A Faithful Lineage (4-5)

  • The faithfulness of God is a constant theme of Scripture. Abraham > patriarchs. Every prophet, priest, and king that followed. God was faithfully fulfilling his promises.
  • The covenant implies mutual commitment. To keep the covenant God would have to change the heart of his faithless people.
  • So many prophecies find fulfillment in a Christ who came in the way no one was expecting?
  • Even John the Baptist had to assuage his doubts by sending disciples to question if Jesus was truly the Messiah.
  • Tensions were high.
  • The climax of history was culminating in this moment.
  • We need a faithful Messiah who can overcome all of our doubts and fears, and provide us with the only hope of salvation.
  • God was faithful to fulfill his promise to David by sending his Son. Because God is faithful we trust in his plan.

Progress: Powerful > Faithful > Humble…

A Humble Birth (6-7)

  • “Inn” (guest room, lodging place) possibly a two-story structure, people upstairs and animals downstairs.
  • Stark contrast with the glory of birth announcements and actual birth.
  • Why must Christ descend so low (to the point of death)? Paradox of Christian faith. The way up is down.

WLC Q.47: How did Christ humble himself in his conception and birth? Answer:Christ humbled himself in his conception and birth, in that, being from all eternity the Son of God, in the bosom of the Father, he was pleased in the fullness of time to become the son of man, made of a woman of low estate, and to be born of her; with divers circumstances of more than ordinary abasement.

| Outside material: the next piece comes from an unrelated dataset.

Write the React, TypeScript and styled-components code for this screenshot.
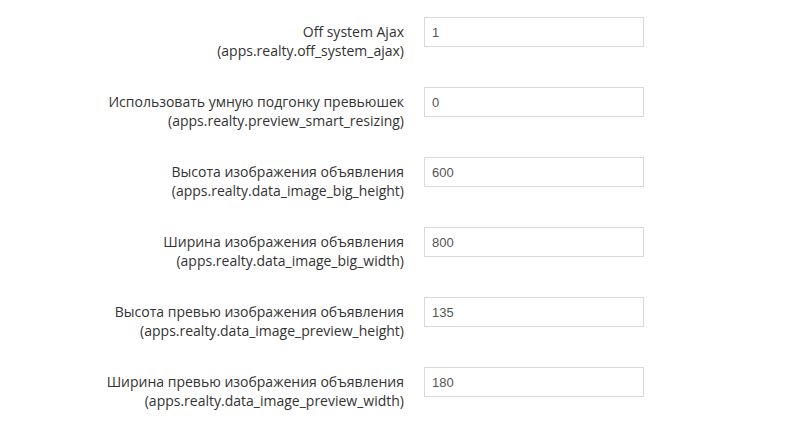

  • Christ’s humiliation began at conception and continues in his birth and climaxes in his death.
  • The humiliation of the Messiah means we have a sympathizing Savior who meets us in our moments of greatest weakness and says, “Come to me!”
  • The fact that God can send his Son with such humble conditions, heightens our trust and compels our willingness to submit.
  • God reached down to the lowest realms of the earth to place his Son in a position that would require complete obedience to save people from every status level. Your lot in life doesn’t get any lower than your Creator’s place of birth.
  • Because Christ is humble we can die to ourselves.

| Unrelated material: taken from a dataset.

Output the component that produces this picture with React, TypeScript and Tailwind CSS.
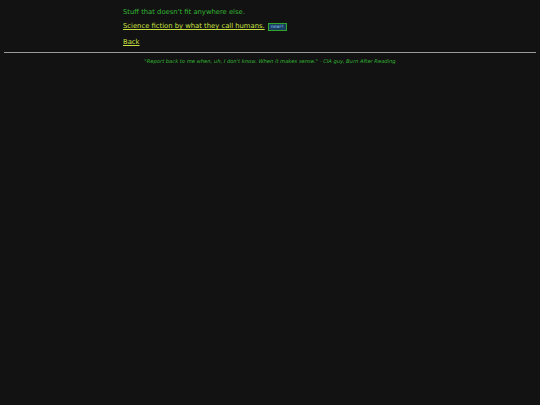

  • The sovereignty of the Father and the humility of the Son are on full display in this passage.
  • We have all of this baggage that we are carrying. And each day we go on another trip and add another piece of luggage on our back. We walk around weighed down by sin and ungodly desires.
  • God sends his Son—faced with the same temptations—to enter this world under a heavy weight and return to heaven victorious. The manger has Golgotha for a backdrop. Jesus was born to die. And in his death—he defeated everything that holds us captive.
  • On the cross, God hurled all of the luggage you are carrying at his Son. And his Son not only felt the consequences of sin, he became sin for us! He was united to your lust. He was united to your pride. He was united to your bitterness and envy. But rather than indulge the guilty pleasure that sin temporarily offers—Christ was crucified, putting to death EVERYTHING!
  • It’s as if all that luggage you’re carrying can be brought down from upon your back. And were you to open it you would find nothing inside. But written on the inside cover would be the following: “Do not let your hearts be troubled. Trust in God; trust also in me.”